Renacci Lies on Redistricting, or Why You Need to Vote YES on Issue 2
In the previous post, Derek alluded to congressman Jim Renacci's insistence that he had no involvement in the redistricting that led to the elimination of congresswoman Betty Sutton's district and pitted the two incumbents against each other.
Oh – what's this:
(Heather Mann is a GOP operative who works for the Ohio House Republicans.)
Now, I'm sure there could be some perfectly innocent reason why Renacci requested information on where the pieces of Betty's old district landed. I am racking my brain, and I just can't think what it might be, though. Can anyone help me?
This is a prime example of how corrupt Ohio's current process of redistricting is, where the party who wins certain offices in the census year gets all the power to do whatever mischief they choose, and sitting congressmen have input in who they want their voters to be to make their reelection easier.
The Republicans, in their desperation to hang onto their lopsided map, have put out a bunch of lies and distortions about what Issue 2 aka Voters First Ohio — which would take redistricting power away from politicians and put it in the hands of a nonpartisan citizens commission with no political stake in the results — would do. Unfortunately, I have heard too many people say things like "We need change but Issue 2 is flawed."
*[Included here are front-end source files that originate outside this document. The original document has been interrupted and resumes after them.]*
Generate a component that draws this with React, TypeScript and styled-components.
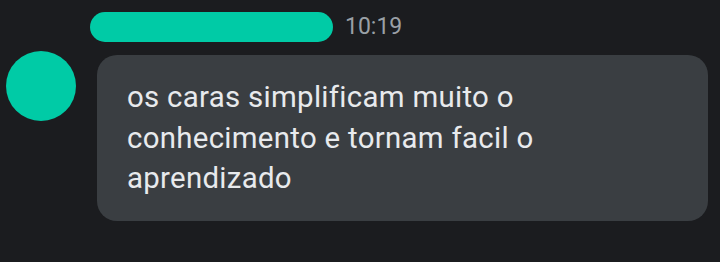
import styled, { createGlobalStyle } from "styled-components";

const GlobalStyle = createGlobalStyle`
  html, body {
    margin: 0;
    padding: 0;
    background: #1b1c1f;
  }
  body {
    font-family: Roboto, "Noto Sans", sans-serif;
  }
`;

const Page = styled.main`
  width: 720px;
  height: 262px;
  box-sizing: border-box;
  padding: 12px 12px 0 6px;
  background: #1b1c1f;
  display: grid;
  grid-template-columns: 70px 1fr;
  grid-template-rows: 30px auto;
  column-gap: 21px;
  row-gap: 13px;
`;

const Header = styled.div`
  grid-column: 2;
  grid-row: 1;
  display: flex;
  align-items: center;
  gap: 12px;
  margin-left: -7px;
`;

const NameBar = styled.div`
  width: 243px;
  height: 30px;
  border-radius: 15px;
  background: #00cba6;
`;

const Time = styled.span`
  font-size: 23px;
  color: #9aa0a6;
  line-height: 30px;
`;

const Avatar = styled.div`
  grid-column: 1;
  grid-row: 2;
  width: 70px;
  height: 70px;
  margin-top: -4px;
  border-radius: 50%;
  background: #00cba6;
`;

const Bubble = styled.div`
  grid-column: 2;
  grid-row: 2;
  height: 166px;
  box-sizing: border-box;
  padding: 22px 30px 0 30px;
  border-radius: 20px;
  background: #3a3e42;
  color: #e8eaed;
  font-size: 29.4px;
  line-height: 40.5px;
  letter-spacing: 0.3px;
  white-space: nowrap;
`;

export default function App() {
  return (
    <>
      <GlobalStyle />
      <Page>
        <Header>
          <NameBar />
          <Time>10:19</Time>
        </Header>
        <Avatar />
        <Bubble>
          os caras simplificam muito o<br />
          conhecimento e tornam facil o<br />
          aprendizado
        </Bubble>
      </Page>
    </>
  );
}
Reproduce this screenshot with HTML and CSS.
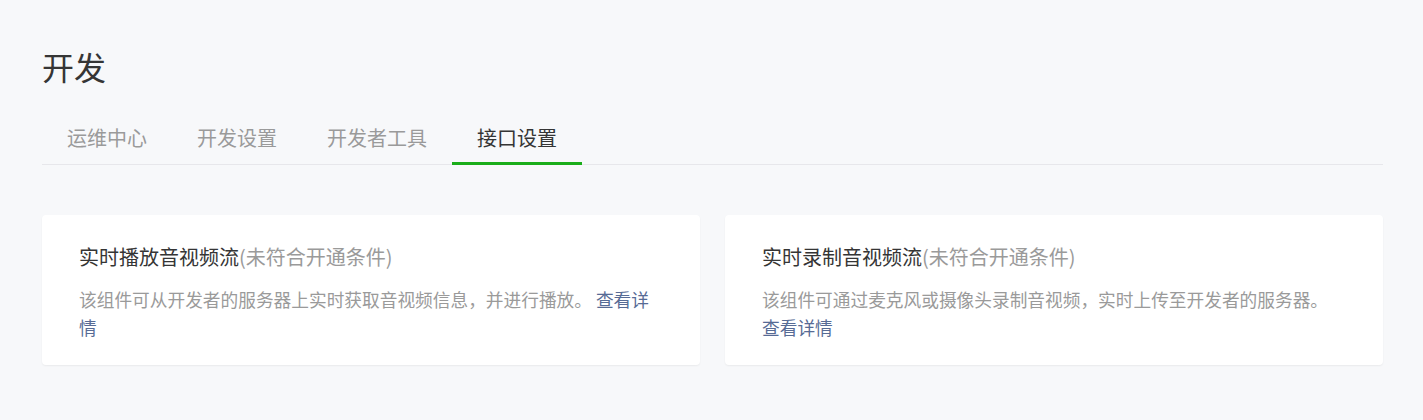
FILE: index.html
```html
<!DOCTYPE html>
<html lang="zh-CN">
<head>
<meta charset="utf-8">
<title>开发</title>
<link rel="stylesheet" href="styles.css">
</head>
<body>
<div class="page">
  <h1 class="page-title">开发</h1>
  <nav class="tabs">
    <a class="tab">运维中心</a>
    <a class="tab">开发设置</a>
    <a class="tab">开发者工具</a>
    <a class="tab active">接口设置</a>
  </nav>
  <div class="cards">
    <div class="card">
      <div class="card-title">实时播放音视频流<span class="muted">(未符合开通条件)</span></div>
      <p class="card-desc">该组件可从开发者的服务器上实时获取音视频信息，并进行播放。 <a class="link">查看详情</a></p>
    </div>
    <div class="card">
      <div class="card-title">实时录制音视频流<span class="muted">(未符合开通条件)</span></div>
      <p class="card-desc">该组件可通过麦克风或摄像头录制音视频，实时上传至开发者的服务器。 <a class="link">查看详情</a></p>
    </div>
  </div>
</div>
</body>
</html>
```
FILE: styles.css
```css
html, body {
  margin: 0;
  padding: 0;
  background: #f7f8fa;
}
body {
  font-family: "Noto Sans CJK SC", "Noto Sans", sans-serif;
  color: #353535;
  text-spacing-trim: space-all;
}
.page {
  padding: 46px 40px 40px 42px;
}
.page-title {
  margin: 0;
  font-size: 32px;
  line-height: 40px;
  font-weight: 400;
  color: #353535;
}
.tabs {
  margin-top: 27px;
  display: flex;
  border-bottom: 1px solid #e7e7eb;
}
.tab {
  display: block;
  height: 52px;
  line-height: 50px;
  padding: 0 25px;
  font-size: 20px;
  color: #9a9a9a;
  border-bottom: 3px solid transparent;
  margin-bottom: -1px;
  box-sizing: border-box;
  cursor: pointer;
}
.tab.active {
  color: #353535;
  border-bottom-color: #1aad19;
}
.cards {
  margin-top: 50px;
  display: grid;
  grid-template-columns: 1fr 1fr;
  gap: 25px;
}
.card {
  background: #fff;
  border-radius: 4px;
  box-shadow: 0 1px 2px rgba(0, 0, 0, 0.06);
  padding: 28px 37px 24px;
}
.card-title {
  font-size: 20px;
  line-height: 28px;
  color: #353535;
}
.muted {
  color: #9a9a9a;
}
.card-desc {
  margin: 14px 0 0;
  font-size: 17.7px;
  line-height: 28px;
  color: #9a9a9a;
}
.link {
  color: #576b95;
  cursor: pointer;
}
```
That's hooey. While maybe not perfect — because no solution is — Issue 2 is an elegantly crafted solution to the fatally flawed system we have now where the interests of politicians like Renacci are put before the interests of the tens of thousands of people living in those shards of Betty Sutton's old district.
Sadly, because of the GOP's blatant lies and manipulative tactics, such as writing confusing, lengthy, and off-putting ballot language, and the unfocused and indirect campaign of Voters First Ohio, it will probably lose and lose badly. Then the GOP will spend the next decade proposing bandaids like Jon Husted's idea of expanding the size of the redistricting panel — more politicians! – and requiring some minority buy-in on any map. And if they lose those key offices in 2020, look for Ohio Republicans to suddenly think the Voters First Ohio amendment is just the best thing they have ever heard of.